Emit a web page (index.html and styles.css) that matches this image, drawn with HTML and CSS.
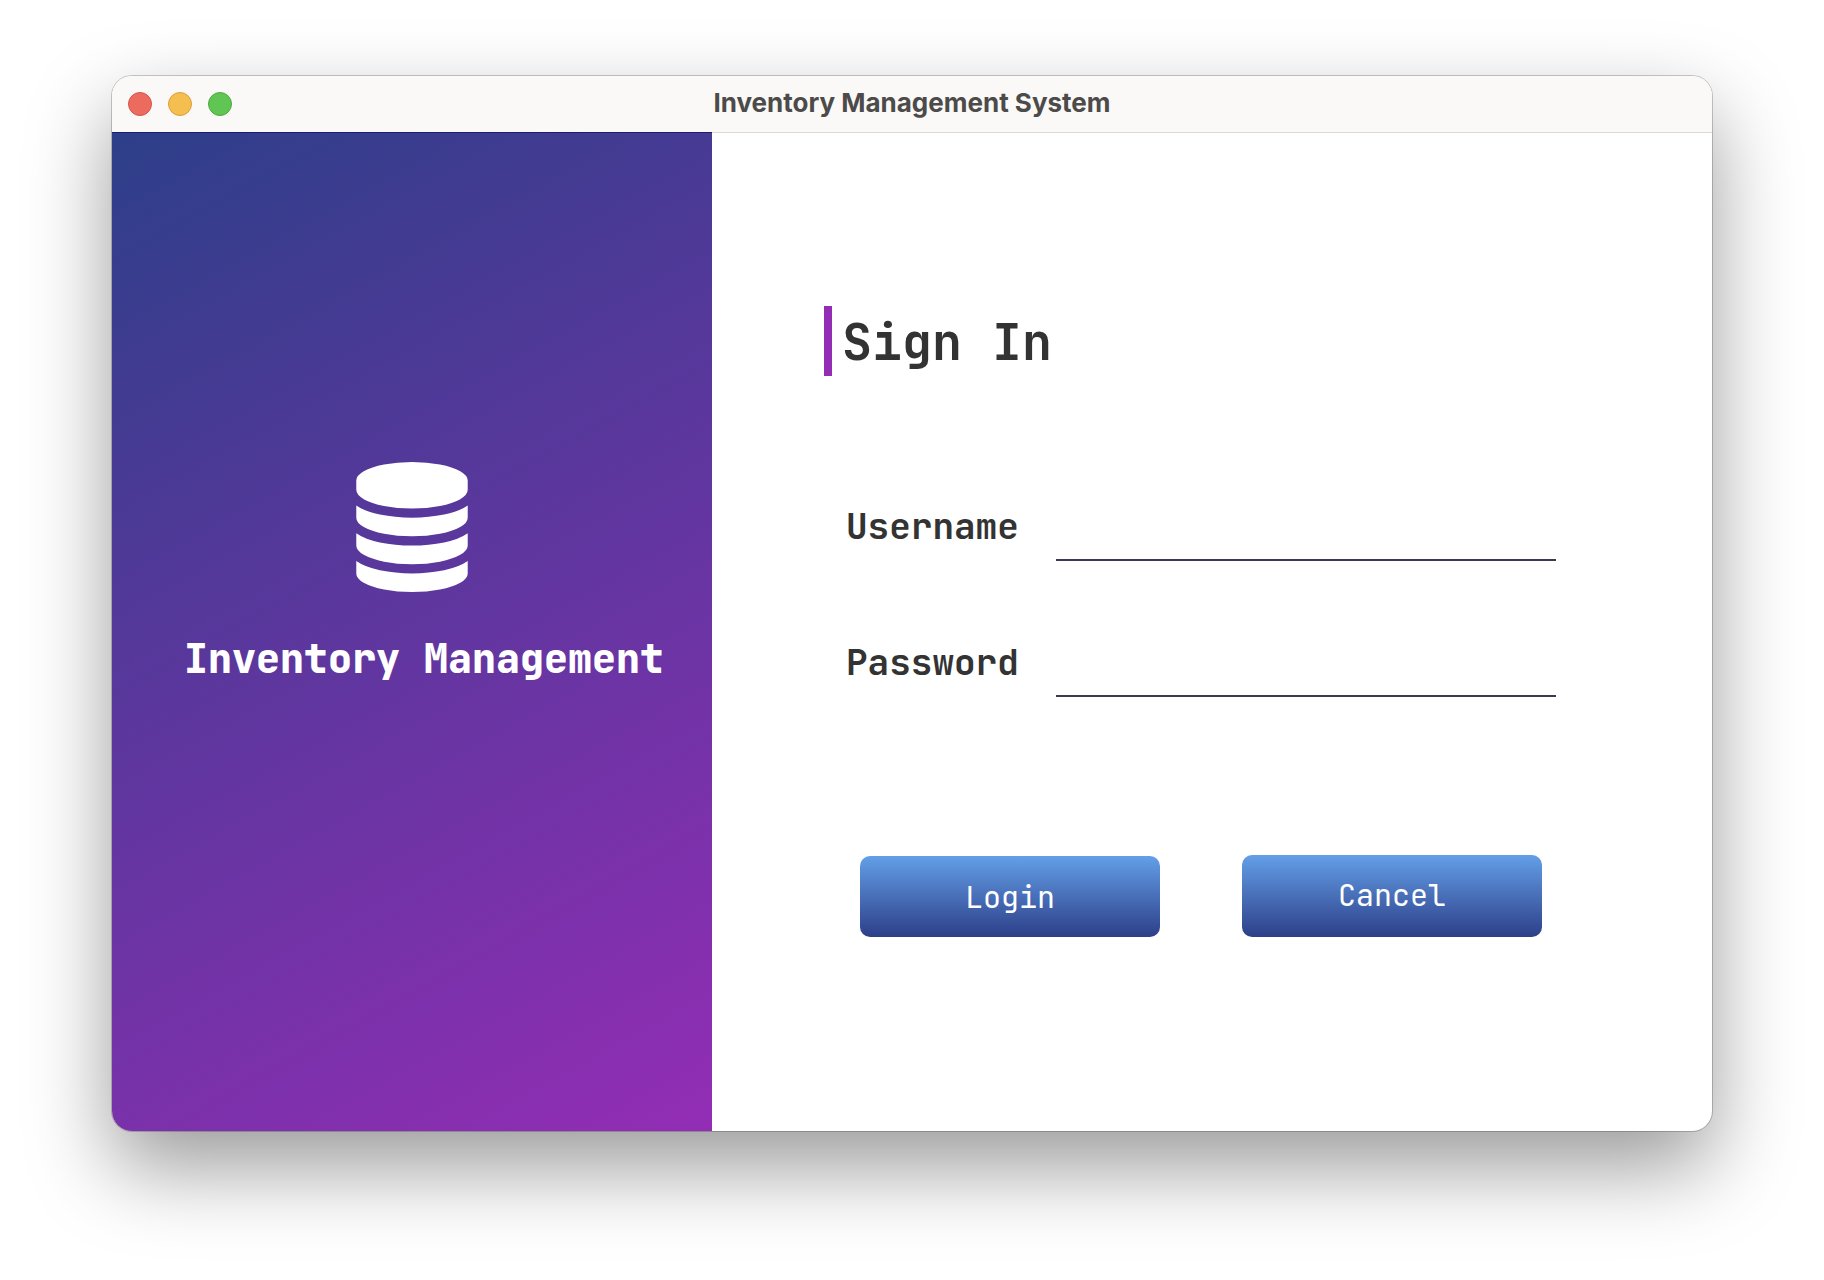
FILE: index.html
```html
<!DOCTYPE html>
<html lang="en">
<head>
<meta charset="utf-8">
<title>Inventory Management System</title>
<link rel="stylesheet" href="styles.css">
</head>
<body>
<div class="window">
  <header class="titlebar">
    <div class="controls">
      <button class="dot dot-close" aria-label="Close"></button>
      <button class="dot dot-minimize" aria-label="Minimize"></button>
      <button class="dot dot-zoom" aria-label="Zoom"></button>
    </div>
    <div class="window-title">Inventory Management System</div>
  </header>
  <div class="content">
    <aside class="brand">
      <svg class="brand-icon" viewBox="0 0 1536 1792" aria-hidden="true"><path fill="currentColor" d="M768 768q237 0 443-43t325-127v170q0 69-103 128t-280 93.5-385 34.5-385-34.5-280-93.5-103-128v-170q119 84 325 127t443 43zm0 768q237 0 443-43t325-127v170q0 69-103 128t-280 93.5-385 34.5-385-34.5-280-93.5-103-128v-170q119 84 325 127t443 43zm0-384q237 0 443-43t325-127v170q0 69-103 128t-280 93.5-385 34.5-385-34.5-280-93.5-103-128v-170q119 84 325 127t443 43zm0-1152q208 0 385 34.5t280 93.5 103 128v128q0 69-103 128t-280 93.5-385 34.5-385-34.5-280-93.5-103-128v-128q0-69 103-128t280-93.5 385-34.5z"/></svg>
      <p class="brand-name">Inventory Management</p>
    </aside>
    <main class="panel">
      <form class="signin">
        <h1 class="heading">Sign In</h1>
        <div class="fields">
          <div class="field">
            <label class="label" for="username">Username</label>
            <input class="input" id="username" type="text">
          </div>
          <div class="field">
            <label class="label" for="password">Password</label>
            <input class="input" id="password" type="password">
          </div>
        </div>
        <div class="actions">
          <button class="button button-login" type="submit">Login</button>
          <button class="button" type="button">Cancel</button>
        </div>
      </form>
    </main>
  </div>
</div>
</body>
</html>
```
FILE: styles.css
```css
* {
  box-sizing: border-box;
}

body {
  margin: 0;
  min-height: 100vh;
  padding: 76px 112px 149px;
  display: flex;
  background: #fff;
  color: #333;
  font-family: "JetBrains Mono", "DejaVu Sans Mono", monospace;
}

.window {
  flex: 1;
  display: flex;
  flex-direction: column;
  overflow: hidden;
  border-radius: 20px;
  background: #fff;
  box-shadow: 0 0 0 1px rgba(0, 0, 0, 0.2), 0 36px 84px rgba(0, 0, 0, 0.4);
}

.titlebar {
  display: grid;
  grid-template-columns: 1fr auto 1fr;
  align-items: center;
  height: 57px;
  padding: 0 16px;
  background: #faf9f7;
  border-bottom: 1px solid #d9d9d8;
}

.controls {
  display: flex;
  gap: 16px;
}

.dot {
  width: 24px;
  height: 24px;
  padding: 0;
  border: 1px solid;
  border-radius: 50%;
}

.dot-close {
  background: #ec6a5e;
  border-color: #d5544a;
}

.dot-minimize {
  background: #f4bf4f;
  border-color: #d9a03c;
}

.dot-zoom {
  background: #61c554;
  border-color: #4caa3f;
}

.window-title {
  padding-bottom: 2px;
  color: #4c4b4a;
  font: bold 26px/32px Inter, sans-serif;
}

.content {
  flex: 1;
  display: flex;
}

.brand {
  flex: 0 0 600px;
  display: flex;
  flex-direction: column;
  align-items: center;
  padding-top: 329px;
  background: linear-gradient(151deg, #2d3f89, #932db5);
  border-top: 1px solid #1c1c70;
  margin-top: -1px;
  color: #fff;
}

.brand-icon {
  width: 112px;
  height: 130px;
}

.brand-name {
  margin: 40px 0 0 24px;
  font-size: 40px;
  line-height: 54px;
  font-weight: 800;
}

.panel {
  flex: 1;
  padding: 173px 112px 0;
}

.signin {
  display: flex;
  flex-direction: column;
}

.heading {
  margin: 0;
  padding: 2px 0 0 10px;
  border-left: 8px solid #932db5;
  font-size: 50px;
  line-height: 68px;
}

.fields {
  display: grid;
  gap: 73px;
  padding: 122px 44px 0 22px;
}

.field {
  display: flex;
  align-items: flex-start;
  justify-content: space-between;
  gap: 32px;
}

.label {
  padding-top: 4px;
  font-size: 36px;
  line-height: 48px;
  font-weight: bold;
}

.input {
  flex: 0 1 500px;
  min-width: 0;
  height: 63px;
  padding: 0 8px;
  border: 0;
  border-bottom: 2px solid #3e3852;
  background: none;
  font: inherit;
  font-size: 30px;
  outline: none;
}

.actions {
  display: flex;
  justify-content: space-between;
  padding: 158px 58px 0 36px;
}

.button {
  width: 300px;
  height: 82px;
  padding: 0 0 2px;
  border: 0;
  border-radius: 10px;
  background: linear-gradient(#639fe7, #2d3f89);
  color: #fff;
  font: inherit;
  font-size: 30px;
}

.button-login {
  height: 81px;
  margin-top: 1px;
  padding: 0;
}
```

## WORK INSTRUCTIONS
Skip the images and write out the rest of the listing exactly.

## RESPONSE TO THIS TASK
Emit a web page (index.html and styles.css) that matches this image, drawn with HTML and CSS.
FILE: index.html
```html
<!DOCTYPE html>
<html lang="en">
<head>
<meta charset="utf-8">
<title>Inventory Management System</title>
<link rel="stylesheet" href="styles.css">
</head>
<body>
<div class="window">
  <header class="titlebar">
    <div class="controls">
      <button class="dot dot-close" aria-label="Close"></button>
      <button class="dot dot-minimize" aria-label="Minimize"></button>
      <button class="dot dot-zoom" aria-label="Zoom"></button>
    </div>
    <div class="window-title">Inventory Management System</div>
  </header>
  <div class="content">
    <aside class="brand">
      <svg class="brand-icon" viewBox="0 0 1536 1792" aria-hidden="true"><path fill="currentColor" d="M768 768q237 0 443-43t325-127v170q0 69-103 128t-280 93.5-385 34.5-385-34.5-280-93.5-103-128v-170q119 84 325 127t443 43zm0 768q237 0 443-43t325-127v170q0 69-103 128t-280 93.5-385 34.5-385-34.5-280-93.5-103-128v-170q119 84 325 127t443 43zm0-384q237 0 443-43t325-127v170q0 69-103 128t-280 93.5-385 34.5-385-34.5-280-93.5-103-128v-170q119 84 325 127t443 43zm0-1152q208 0 385 34.5t280 93.5 103 128v128q0 69-103 128t-280 93.5-385 34.5-385-34.5-280-93.5-103-128v-128q0-69 103-128t280-93.5 385-34.5z"/></svg>
      <p class="brand-name">Inventory Management</p>
    </aside>
    <main class="panel">
      <form class="signin">
        <h1 class="heading">Sign In</h1>
        <div class="fields">
          <div class="field">
            <label class="label" for="username">Username</label>
            <input class="input" id="username" type="text">
          </div>
          <div class="field">
            <label class="label" for="password">Password</label>
            <input class="input" id="password" type="password">
          </div>
        </div>
        <div class="actions">
          <button class="button button-login" type="submit">Login</button>
          <button class="button" type="button">Cancel</button>
        </div>
      </form>
    </main>
  </div>
</div>
</body>
</html>
```
FILE: styles.css
```css
* {
  box-sizing: border-box;
}

body {
  margin: 0;
  min-height: 100vh;
  padding: 76px 112px 149px;
  display: flex;
  background: #fff;
  color: #333;
  font-family: "JetBrains Mono", "DejaVu Sans Mono", monospace;
}

.window {
  flex: 1;
  display: flex;
  flex-direction: column;
  overflow: hidden;
  border-radius: 20px;
  background: #fff;
  box-shadow: 0 0 0 1px rgba(0, 0, 0, 0.2), 0 36px 84px rgba(0, 0, 0, 0.4);
}

.titlebar {
  display: grid;
  grid-template-columns: 1fr auto 1fr;
  align-items: center;
  height: 57px;
  padding: 0 16px;
  background: #faf9f7;
  border-bottom: 1px solid #d9d9d8;
}

.controls {
  display: flex;
  gap: 16px;
}

.dot {
  width: 24px;
  height: 24px;
  padding: 0;
  border: 1px solid;
  border-radius: 50%;
}

.dot-close {
  background: #ec6a5e;
  border-color: #d5544a;
}

.dot-minimize {
  background: #f4bf4f;
  border-color: #d9a03c;
}

.dot-zoom {
  background: #61c554;
  border-color: #4caa3f;
}

.window-title {
  padding-bottom: 2px;
  color: #4c4b4a;
  font: bold 26px/32px Inter, sans-serif;
}

.content {
  flex: 1;
  display: flex;
}

.brand {
  flex: 0 0 600px;
  display: flex;
  flex-direction: column;
  align-items: center;
  padding-top: 329px;
  background: linear-gradient(151deg, #2d3f89, #932db5);
  border-top: 1px solid #1c1c70;
  margin-top: -1px;
  color: #fff;
}

.brand-icon {
  width: 112px;
  height: 130px;
}

.brand-name {
  margin: 40px 0 0 24px;
  font-size: 40px;
  line-height: 54px;
  font-weight: 800;
}

.panel {
  flex: 1;
  padding: 173px 112px 0;
}

.signin {
  display: flex;
  flex-direction: column;
}

.heading {
  margin: 0;
  padding: 2px 0 0 10px;
  border-left: 8px solid #932db5;
  font-size: 50px;
  line-height: 68px;
}

.fields {
  display: grid;
  gap: 73px;
  padding: 122px 44px 0 22px;
}

.field {
  display: flex;
  align-items: flex-start;
  justify-content: space-between;
  gap: 32px;
}

.label {
  padding-top: 4px;
  font-size: 36px;
  line-height: 48px;
  font-weight: bold;
}

.input {
  flex: 0 1 500px;
  min-width: 0;
  height: 63px;
  padding: 0 8px;
  border: 0;
  border-bottom: 2px solid #3e3852;
  background: none;
  font: inherit;
  font-size: 30px;
  outline: none;
}

.actions {
  display: flex;
  justify-content: space-between;
  padding: 158px 58px 0 36px;
}

.button {
  width: 300px;
  height: 82px;
  padding: 0 0 2px;
  border: 0;
  border-radius: 10px;
  background: linear-gradient(#639fe7, #2d3f89);
  color: #fff;
  font: inherit;
  font-size: 30px;
}

.button-login {
  height: 81px;
  margin-top: 1px;
  padding: 0;
}
```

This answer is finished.